Malas consecuencias tuvo la compasiva equivocación de Jesús al valerse de sus ocultos poderes para alimentar el gentío, porque bien sabía que era aquello contrario a las reglas consuetudinarias de las fraternidades ocultas. Los formalistas escribas y fariseos, enterados del suceso, se llegaron al Maestro para acusarlo de haber violado una de las fórmulas y ceremonias prescritas por las autoridades eclesiásticas, que exigían de los fieles que se lavasen las manos antes de toda comida. También le acusaron de herejía y de falsas enseñanzas que incitaban a las gentes a prescindir de las acostumbradas ceremonias y observancias. Indignado, Jesús replicó a sus acusaciones con enérgicas y justas invectivas, diciéndoles: «Sois hipócritas que guardáis los mandamientos de los hombres y quebrantáis los de Dios. Os laváis las manos, pero no el alma. Sois ciegos que guiáis a otros ciegos y caéis juntos en hoyos de inmundicia. Lejos de aquí vosotros y vuestra hipocresía». Pero no cesaron los comentarios hostiles a su acción, y disgustado de la aridez del suelo en que había sembrado las preciosas semillas de la Verdad, reunió a sus discípulos y trasladóse a Tiro y Sidón, pacífica comarca donde podría reposar y meditar nuevos planes y obras. Ya veía el principio del fin.
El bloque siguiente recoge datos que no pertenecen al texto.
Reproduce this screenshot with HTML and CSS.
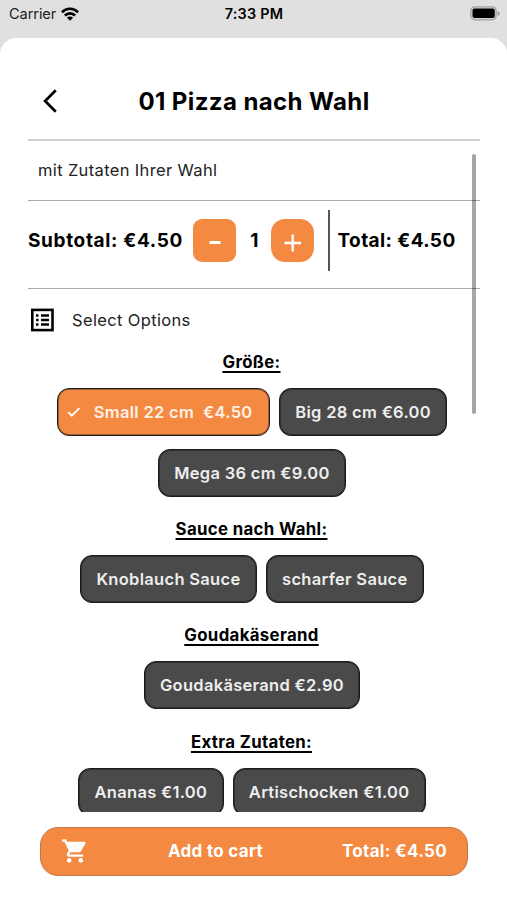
FILE: index.html
```html
<!DOCTYPE html>
<html lang="de">
<head>
<meta charset="utf-8">
<title>01 Pizza nach Wahl</title>
<link rel="stylesheet" href="styles.css">
</head>
<body>
<div class="status">
  <div class="carrier"><span>Carrier</span>
    <svg width="18" height="14" viewBox="0 0 18 14"><g fill="none" stroke="#000" stroke-width="2.700"><path d="M.9 5.200C5.500.6 12.500.6 17.100 5.200"/><path d="M3.900 8.500c2.900-2.900 7.300-2.900 10.200 0"/></g><path d="M9 13.700 5.900 10.800c1.800-1.600 4.400-1.600 6.200 0z"/></svg>
  </div>
  <span class="time">7:33 PM</span>
  <svg class="battery" width="31" height="15" viewBox="0 0 31 15"><rect x="1.800" y=".8" width="25.400" height="13" rx="4" fill="#d2d2d2" stroke="#a2a2a2" stroke-width="1.300"/><rect x="3.500" y="2.500" width="22.300" height="9.600" rx="2"/><path d="M28.700 5v5q2-.8 2-2.500t-2-2.500z" fill="#999"/></svg>
</div>
<main class="sheet">
  <header class="header">
    <svg class="back" width="16" height="24" viewBox="0 0 16 24"><path d="M13.800 1.300 3.100 12l10.700 10.700" fill="none" stroke="#000" stroke-width="2.700"/></svg>
    <h1>01 Pizza nach Wahl</h1>
  </header>
  <section class="content">
    <p class="description">mit Zutaten Ihrer Wahl</p>
    <div class="totals">
      <b class="subtotal">Subtotal: €4.50</b>
      <button class="step minus"><svg width="20" height="20" viewBox="0 0 20 20"><path d="M4.500 9.500h11" stroke="#fff" stroke-width="3"/></svg></button>
      <b class="count">1</b>
      <button class="step plus"><svg width="20" height="20" viewBox="0 0 20 20"><path d="M1.500 10h16.500M9.700 1.500v17" stroke="#fff" stroke-width="2.400"/></svg></button>
      <i class="divider"></i>
      <b class="total">Total: €4.50</b>
    </div>
    <div class="select">
      <svg width="24" height="24" viewBox="0 0 24 24"><rect x="2.300" y="1.900" width="20.200" height="20.200" fill="none" stroke="#000" stroke-width="2.600"/><path d="M6 7.500h2.500M11 7.500h8M6 12h2.500M11 12h8M6 16.500h2.500M11 16.500h8" stroke="#000" stroke-width="2.300"/></svg>
      <span>Select Options</span>
    </div>
    <h2>Größe:</h2>
    <div class="chips">
      <button class="chip selected"><svg width="14" height="12" viewBox="0 0 14 12"><path d="m1.300 6.200 3.500 3.500 7.600-7.600" fill="none" stroke="#fff" stroke-width="1.800"/></svg><span>Small 22 cm&nbsp; €4.50</span></button>
      <button class="chip">Big 28 cm €6.00</button>
      <button class="chip">Mega 36 cm €9.00</button>
    </div>
    <h2>Sauce nach Wahl:</h2>
    <div class="chips"><button class="chip">Knoblauch Sauce</button><button class="chip">scharfer Sauce</button></div>
    <h2>Goudakäserand</h2>
    <div class="chips"><button class="chip">Goudakäserand €2.90</button></div>
    <h2>Extra Zutaten:</h2>
    <div class="chips"><button class="chip">Ananas €1.00</button><button class="chip">Artischocken €1.00</button></div>
    <i class="scrollbar"></i>
  </section>
  <button class="cart">
    <svg width="28" height="28" viewBox="0 0 24 24" fill="#fff"><path d="M7 18c-1.100 0-1.990.9-1.990 2S5.900 22 7 22s2-.9 2-2-.9-2-2-2zM1 2v2h2l3.600 7.590-1.350 2.450c-.16.280-.25.610-.25.960 0 1.100.9 2 2 2h12v-2H7.420c-.14 0-.25-.11-.25-.25l.03-.12.900-1.630h7.450c.75 0 1.410-.41 1.750-1.030l3.580-6.490A1 1 0 0 0 20 4H5.210l-.94-2H1zm16 16c-1.100 0-1.990.9-1.990 2s.89 2 1.990 2 2-.9 2-2-.9-2-2-2z"/></svg>
    <span>Add to cart</span>
    <span>Total: €4.50</span>
  </button>
</main>
</body>
</html>
```
FILE: styles.css
```css
* { box-sizing: border-box; }
body {
  margin: 0;
  height: 900px;
  overflow: hidden;
  background: #e0e0e0;
  color: #000;
  font-family: Inter, sans-serif;
  display: flex;
  flex-direction: column;
}
h1, h2, p { margin: 0; }
button { font: inherit; color: #fff; margin: 0; padding: 0; border: 0; }
svg { display: block; flex: none; }
.status {
  flex: none;
  height: 37.5px;
  padding: 0 7px 10.500px 9px;
  display: grid;
  grid-template-columns: 1fr auto 1fr;
  align-items: center;
  font-size: 14.600px;
}
.carrier { display: flex; align-items: center; gap: 5px; color: #222; letter-spacing: -.1px; }
.time { font-weight: 600; font-size: 14.400px; letter-spacing: .25px; margin-right: 1px; }
.battery { justify-self: end; }
.sheet {
  flex: 1;
  min-height: 0;
  background: #fff;
  border-radius: 16px 16px 0 0;
  padding: 0 27px 0 28px;
  display: flex;
  flex-direction: column;
}
.header {
  flex: none;
  height: 103.500px;
  padding-top: 26px;
  border-bottom: 2px solid #cfcfcf;
  display: grid;
  grid-template-columns: 30px 1fr 30px;
  align-items: center;
}
.back { margin-left: 13.500px; }
h1 { text-align: center; font-size: 24px; font-weight: 650; letter-spacing: .4px; white-space: nowrap; }
.content {
  position: relative;
  flex: none;
  height: 671px;
  overflow: hidden;
}
.description {
  height: 59.500px;
  padding-left: 10px;
  line-height: 58px;
  font-size: 16.500px;
  letter-spacing: .35px;
  color: #222;
  border-bottom: 1px solid #aaa;
}
.totals {
  height: 88px;
  padding-bottom: 7px;
  display: flex;
  align-items: center;
  font-size: 19px;
  letter-spacing: .5px;
  white-space: nowrap;
  border-bottom: 1px solid #aaa;
}
.totals b { font-weight: 680; }
.totals .subtotal { width: 165px; letter-spacing: .65px; }
.totals .total { letter-spacing: .4px; }
.step {
  flex: none;
  width: 43px;
  height: 43px;
  background: #f48a42;
  display: grid;
  place-items: center;
  padding-top: 5px;
}
.minus { border-radius: 9px; }
.plus { border-radius: 14px; }
.count { width: 35px; padding-left: 2px; text-align: center; }
.divider { width: 2px; height: 61px; margin: 0 7.500px 0 14px; background: #555; }
.select {
  height: 61px;
  padding: 1px 0 0 2px;
  display: flex;
  align-items: center;
  gap: 18px;
  font-size: 16.500px;
  letter-spacing: .35px;
  color: #222;
}
h2 {
  height: 24px;
  line-height: 24px;
  padding-right: 5px;
  text-align: center;
  font-size: 16.800px;
  font-weight: 670;
  letter-spacing: .35px;
  text-decoration: underline;
  text-decoration-thickness: 1.500px;
  text-underline-offset: 3px;
  text-decoration-skip-ink: none;
}
.chips {
  display: flex;
  flex-wrap: wrap;
  justify-content: center;
  gap: 13.300px 9px;
  padding: 14px 24px 20.300px 20px;
}
.chip {
  height: 48px;
  padding: 0 15.300px;
  border: 1px solid #1c1c1c;
  box-shadow: inset 0 0 0 1px #303030;
  border-radius: 12px;
  background: #4a4a4a;
  color: #eee;
  font-size: 16.500px;
  font-weight: 560;
  letter-spacing: .3px;
  white-space: nowrap;
}
.selected {
  display: flex;
  align-items: center;
  gap: 13px;
  padding-left: 9px;
  padding-right: 16.500px;
  box-shadow: inset 0 0 0 1px #a05f34;
  background: #f48a42;
  color: #fff0e5;
}
.scrollbar {
  position: absolute;
  top: 12.500px;
  right: 4px;
  width: 4px;
  height: 260px;
  border-radius: 2px;
  background: rgba(0, 0, 0, .35);
}
.cart {
  flex: none;
  height: 49px;
  margin: 14.500px 12px 0;
  padding: 0 20px;
  border: 1.500px solid #c27443;
  border-radius: 18px;
  background: #f48a42;
  display: flex;
  align-items: center;
  justify-content: space-between;
  font-size: 17px;
  font-weight: 680;
  letter-spacing: .3px;
}
```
Para comprender la situación del Maestro en aquel entonces, conviene advertir que siempre había actuado entre las masas populares, que eran sus más entusiastas admiradores. Así es que, mientras estuvo atrincherado en el corazón del pueblo, las autoridades civiles y eclesiásticas no se atrevieron a atacarle, temerosas de una grave sublevación; pero una vez lograron malquistarlo con las gentes, arreciaron la persecución y las quejas contra él, consiguiendo al menos convertirlo en un impopular vagabundo. Lo expulsaron de las grandes ciudades, de modo que se vio precisado a peregrinar por las comarcas menos pobladas del país, y aun allí los espías y agentes de la autoridad le acosaban y tendían lazos por ver si le ponían en algún compromiso legal.
Por entonces reveló a sus apóstoles las circunstancias de su divino origen, que ya conocía claramente, y les dijo qué destino le esperaba por haberlo libremente escogido. Añadió que no confiasen en cosechar desde luego los frutos de su obra, porque él no hacía más que sembrar las semillas que tardarían siglos en fructificar. Les reveló el místico secreto de la naturaleza de su obra tal como se revela y sigue revelando hasta hoy día a los iniciados de la oculta Fraternidad. Pero ni aun aquellos discípulos escogidos acabaron de comprender la verdadera importancia de sus enseñanzas, y una vez afligióse al escuchar una discusión tenida entre ellos acerca de los altos cargos que esperaban desempeñar.